- Leader: Saad Tais
- Dates active: 2014 - Present
- Country: Iraq
- Active regions: Diyala
- Size: 3,500 - 5,000
- Part of: Popular Mobilization Forces
- Wars: War in Iraq (2013–2017)

= Imams Al-Baqi Brigade =

Iran armed militia

Imams Al-Baqi Brigade or 24 brigade (لواء ائمة البقيع) is part of Popular Mobilization, it is an armed Iraqi group that fights alongside Shiite groups, backed by Iran and that was created to fight ISIS, Brigade is located in Diyala Governorate.

== Highlight ==
Recordings leaked by Ali Fadel, one of the Iraqi anti-corruption, spread recordings of a person named Karim Saleh Karim who works for Imams Al-Baqi Brigade or 24 brigade. It was revealed that the Brigade worked for former President Nuri al-Maliki. There was cooperation between them, and he also mentioned that he obtained coordinates from the Diyala Operations Command, to attack an Iraqi army point.

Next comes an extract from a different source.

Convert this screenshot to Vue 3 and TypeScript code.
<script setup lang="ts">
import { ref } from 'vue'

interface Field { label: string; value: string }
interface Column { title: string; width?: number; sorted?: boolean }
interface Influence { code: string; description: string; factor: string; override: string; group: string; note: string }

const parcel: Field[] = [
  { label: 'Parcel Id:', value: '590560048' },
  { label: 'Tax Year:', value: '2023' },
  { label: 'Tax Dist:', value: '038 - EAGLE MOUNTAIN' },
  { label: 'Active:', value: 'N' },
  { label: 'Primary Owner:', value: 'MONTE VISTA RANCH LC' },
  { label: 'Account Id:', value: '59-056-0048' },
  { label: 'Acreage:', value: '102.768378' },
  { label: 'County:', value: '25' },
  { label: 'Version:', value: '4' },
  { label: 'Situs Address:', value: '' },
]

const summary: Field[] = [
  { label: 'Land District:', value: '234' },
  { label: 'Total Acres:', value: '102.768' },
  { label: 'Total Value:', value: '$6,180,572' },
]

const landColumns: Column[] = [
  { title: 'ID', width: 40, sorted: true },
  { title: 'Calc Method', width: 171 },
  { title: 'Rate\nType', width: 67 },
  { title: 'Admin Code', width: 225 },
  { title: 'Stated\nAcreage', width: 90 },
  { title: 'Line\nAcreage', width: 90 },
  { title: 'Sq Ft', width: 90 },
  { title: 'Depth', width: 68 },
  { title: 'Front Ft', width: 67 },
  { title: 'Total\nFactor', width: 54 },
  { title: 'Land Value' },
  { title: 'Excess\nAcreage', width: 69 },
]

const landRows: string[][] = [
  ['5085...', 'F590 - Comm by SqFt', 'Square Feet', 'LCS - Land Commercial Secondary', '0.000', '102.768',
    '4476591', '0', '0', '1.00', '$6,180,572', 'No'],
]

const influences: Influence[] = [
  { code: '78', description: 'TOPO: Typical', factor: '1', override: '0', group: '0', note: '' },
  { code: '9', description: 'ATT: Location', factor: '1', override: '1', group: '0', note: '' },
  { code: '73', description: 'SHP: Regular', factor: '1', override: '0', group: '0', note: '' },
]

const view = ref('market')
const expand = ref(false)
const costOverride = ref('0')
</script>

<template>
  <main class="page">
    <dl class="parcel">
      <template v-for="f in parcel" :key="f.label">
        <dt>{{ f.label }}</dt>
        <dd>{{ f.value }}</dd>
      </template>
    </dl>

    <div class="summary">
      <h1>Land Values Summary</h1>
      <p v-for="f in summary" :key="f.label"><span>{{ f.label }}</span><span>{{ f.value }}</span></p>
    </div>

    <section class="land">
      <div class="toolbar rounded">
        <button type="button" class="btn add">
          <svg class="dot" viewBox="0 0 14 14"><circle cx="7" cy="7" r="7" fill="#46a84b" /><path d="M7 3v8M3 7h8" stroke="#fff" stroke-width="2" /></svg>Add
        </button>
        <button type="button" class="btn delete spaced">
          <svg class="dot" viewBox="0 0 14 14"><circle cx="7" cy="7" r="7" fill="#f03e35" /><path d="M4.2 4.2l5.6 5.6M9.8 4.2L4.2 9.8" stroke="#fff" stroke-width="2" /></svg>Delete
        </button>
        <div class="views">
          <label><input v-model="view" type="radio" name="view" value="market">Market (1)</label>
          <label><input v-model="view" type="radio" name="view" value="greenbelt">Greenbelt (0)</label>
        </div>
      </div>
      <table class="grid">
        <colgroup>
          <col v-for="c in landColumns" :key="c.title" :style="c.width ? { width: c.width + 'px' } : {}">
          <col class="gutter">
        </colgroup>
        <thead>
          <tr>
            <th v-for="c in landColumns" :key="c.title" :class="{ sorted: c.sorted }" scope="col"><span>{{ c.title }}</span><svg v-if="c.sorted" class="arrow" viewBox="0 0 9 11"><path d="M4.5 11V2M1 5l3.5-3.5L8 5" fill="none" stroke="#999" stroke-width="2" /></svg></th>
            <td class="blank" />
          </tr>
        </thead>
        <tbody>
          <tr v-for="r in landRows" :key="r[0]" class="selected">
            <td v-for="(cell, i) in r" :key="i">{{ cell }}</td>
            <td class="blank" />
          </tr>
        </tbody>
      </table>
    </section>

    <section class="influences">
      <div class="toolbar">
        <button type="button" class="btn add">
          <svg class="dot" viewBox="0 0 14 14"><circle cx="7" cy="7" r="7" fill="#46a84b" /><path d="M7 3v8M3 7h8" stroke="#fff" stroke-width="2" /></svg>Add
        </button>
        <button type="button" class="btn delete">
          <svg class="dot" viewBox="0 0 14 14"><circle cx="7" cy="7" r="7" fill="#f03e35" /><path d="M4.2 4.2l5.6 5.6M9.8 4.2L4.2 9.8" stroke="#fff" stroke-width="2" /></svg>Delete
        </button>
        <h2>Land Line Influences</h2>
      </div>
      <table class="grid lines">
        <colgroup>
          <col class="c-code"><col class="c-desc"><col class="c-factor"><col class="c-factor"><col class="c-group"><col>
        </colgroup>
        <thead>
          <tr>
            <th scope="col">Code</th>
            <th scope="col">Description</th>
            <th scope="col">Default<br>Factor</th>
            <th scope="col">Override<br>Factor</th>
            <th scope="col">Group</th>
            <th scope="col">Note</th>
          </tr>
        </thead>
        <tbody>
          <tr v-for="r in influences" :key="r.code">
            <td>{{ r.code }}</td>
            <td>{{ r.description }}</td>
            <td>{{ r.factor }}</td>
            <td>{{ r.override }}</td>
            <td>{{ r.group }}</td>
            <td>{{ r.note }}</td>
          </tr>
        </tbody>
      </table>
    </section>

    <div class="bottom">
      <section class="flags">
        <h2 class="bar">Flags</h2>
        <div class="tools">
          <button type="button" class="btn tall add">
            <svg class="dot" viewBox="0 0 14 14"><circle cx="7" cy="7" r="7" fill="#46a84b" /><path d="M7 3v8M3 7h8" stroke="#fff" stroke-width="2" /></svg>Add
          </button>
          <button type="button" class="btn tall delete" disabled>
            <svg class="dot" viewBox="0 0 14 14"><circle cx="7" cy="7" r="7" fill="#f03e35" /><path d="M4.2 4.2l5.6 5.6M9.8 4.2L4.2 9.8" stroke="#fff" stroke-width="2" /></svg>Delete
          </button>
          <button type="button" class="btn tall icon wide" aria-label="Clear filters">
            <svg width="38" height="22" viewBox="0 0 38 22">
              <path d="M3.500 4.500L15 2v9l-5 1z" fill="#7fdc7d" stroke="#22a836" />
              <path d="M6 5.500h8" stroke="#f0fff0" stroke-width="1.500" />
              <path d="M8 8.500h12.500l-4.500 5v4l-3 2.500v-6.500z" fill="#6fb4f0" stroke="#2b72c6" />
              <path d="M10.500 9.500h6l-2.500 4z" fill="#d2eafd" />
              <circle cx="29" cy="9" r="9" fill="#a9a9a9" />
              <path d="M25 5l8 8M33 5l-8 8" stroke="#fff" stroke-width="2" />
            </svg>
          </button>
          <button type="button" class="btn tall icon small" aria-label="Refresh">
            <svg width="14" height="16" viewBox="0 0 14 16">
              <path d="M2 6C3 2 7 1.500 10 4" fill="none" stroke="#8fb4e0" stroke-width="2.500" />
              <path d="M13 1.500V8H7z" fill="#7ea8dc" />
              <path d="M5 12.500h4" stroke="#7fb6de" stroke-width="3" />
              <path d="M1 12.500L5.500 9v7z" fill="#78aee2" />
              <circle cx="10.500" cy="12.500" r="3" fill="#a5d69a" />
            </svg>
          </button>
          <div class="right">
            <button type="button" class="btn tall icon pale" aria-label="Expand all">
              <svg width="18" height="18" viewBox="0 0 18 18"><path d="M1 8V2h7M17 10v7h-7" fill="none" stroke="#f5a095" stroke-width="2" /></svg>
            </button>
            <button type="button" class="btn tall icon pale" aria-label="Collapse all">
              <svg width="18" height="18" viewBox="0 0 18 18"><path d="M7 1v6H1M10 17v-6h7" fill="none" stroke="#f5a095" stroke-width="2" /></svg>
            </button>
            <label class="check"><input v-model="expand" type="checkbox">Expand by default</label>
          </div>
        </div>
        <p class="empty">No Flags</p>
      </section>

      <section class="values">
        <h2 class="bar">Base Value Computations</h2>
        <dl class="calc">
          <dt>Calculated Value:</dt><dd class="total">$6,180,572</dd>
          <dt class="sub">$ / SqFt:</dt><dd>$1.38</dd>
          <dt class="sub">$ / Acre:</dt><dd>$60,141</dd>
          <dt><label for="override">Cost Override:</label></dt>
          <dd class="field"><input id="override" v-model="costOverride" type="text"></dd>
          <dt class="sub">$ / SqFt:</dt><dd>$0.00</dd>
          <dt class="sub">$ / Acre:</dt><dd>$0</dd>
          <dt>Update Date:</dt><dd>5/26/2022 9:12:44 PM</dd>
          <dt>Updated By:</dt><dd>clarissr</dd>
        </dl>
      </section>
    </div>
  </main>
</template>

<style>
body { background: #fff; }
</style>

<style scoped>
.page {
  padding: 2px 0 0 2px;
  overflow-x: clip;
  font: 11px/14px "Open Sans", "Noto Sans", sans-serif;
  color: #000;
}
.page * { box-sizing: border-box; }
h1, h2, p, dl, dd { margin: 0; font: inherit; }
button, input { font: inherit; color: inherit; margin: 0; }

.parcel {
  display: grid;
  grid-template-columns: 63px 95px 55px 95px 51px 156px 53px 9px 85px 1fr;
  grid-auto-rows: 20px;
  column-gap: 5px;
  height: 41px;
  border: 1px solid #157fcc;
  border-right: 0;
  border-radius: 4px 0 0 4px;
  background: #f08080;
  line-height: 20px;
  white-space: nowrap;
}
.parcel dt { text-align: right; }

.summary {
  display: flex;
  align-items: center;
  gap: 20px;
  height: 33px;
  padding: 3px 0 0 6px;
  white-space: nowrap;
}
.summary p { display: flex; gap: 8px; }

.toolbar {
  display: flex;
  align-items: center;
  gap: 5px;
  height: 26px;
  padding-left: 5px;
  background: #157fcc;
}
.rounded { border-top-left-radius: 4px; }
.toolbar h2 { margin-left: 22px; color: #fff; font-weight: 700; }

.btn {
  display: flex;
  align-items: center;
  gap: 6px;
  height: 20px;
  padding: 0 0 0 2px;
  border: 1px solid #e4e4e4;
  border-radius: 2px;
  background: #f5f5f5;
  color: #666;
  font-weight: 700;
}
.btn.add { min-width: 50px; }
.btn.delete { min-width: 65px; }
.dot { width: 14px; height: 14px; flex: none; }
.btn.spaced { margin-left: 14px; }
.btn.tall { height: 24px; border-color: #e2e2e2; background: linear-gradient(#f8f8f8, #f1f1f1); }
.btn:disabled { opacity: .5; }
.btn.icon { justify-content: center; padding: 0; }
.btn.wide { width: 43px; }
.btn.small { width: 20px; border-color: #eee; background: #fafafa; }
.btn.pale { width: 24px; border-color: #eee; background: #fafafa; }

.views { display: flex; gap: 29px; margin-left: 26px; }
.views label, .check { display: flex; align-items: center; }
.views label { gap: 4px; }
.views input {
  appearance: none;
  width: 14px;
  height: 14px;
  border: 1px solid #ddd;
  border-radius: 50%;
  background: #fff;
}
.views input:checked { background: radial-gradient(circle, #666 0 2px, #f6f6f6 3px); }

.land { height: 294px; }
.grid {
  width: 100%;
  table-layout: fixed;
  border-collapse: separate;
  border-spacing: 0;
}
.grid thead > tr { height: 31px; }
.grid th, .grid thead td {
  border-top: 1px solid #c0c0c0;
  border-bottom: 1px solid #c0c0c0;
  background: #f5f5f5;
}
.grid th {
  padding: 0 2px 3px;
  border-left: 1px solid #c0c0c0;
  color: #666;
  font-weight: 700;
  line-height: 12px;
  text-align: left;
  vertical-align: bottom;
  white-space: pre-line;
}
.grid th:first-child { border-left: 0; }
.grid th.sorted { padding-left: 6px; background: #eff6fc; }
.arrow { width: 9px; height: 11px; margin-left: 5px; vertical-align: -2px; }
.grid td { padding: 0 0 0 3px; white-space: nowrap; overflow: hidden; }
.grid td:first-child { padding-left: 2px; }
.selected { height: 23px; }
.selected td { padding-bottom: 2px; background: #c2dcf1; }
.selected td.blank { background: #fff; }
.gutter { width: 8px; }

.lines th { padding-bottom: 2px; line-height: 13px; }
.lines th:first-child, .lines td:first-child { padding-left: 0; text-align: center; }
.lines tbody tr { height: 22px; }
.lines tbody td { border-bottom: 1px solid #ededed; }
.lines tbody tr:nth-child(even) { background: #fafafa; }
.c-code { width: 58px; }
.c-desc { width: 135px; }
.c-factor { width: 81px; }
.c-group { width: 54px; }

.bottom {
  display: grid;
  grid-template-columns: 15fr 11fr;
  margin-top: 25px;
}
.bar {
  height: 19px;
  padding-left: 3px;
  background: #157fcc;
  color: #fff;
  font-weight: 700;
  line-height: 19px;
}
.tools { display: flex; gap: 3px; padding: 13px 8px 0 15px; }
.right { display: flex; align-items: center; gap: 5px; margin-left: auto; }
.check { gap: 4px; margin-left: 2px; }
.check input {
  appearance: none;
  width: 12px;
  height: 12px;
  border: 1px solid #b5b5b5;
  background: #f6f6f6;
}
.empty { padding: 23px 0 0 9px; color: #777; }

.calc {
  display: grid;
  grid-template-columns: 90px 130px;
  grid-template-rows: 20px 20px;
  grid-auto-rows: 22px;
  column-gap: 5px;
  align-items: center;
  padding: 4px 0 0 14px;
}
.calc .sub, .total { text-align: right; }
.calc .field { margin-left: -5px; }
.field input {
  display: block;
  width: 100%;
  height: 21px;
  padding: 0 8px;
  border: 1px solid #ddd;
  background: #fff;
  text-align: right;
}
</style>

However, he went to the point to find that it was actually a point belonging to the Iraqi army and not, as they said, affiliated with ISIS, so he decided afterwards to defect from the Imams Al-Baqi Brigade.

== Activities ==
Some of the group's illegal activities:

- Drugging an insane person and wearing him an explosive belt to attack Shiite pilgrims and accuse ISIS of doing it, The insane person was killed by the Iraqi army, after chasing him for 4 hours.
- Bringing more than 20 insane people and providing them with explosive belts to be killed later on the pretext of belonging to ISIS.
- Blackmailing Iraqi deputies.
- Smuggling money.
- Kidnapping people and asking for ransom.
- Blackmailing Deputy Alaa Al-Rikabi for selling narcotics without a permit in his pharmacy, which he owns in Nasiriyah city.
- Attacking Iraqi army points and shooting a number of them.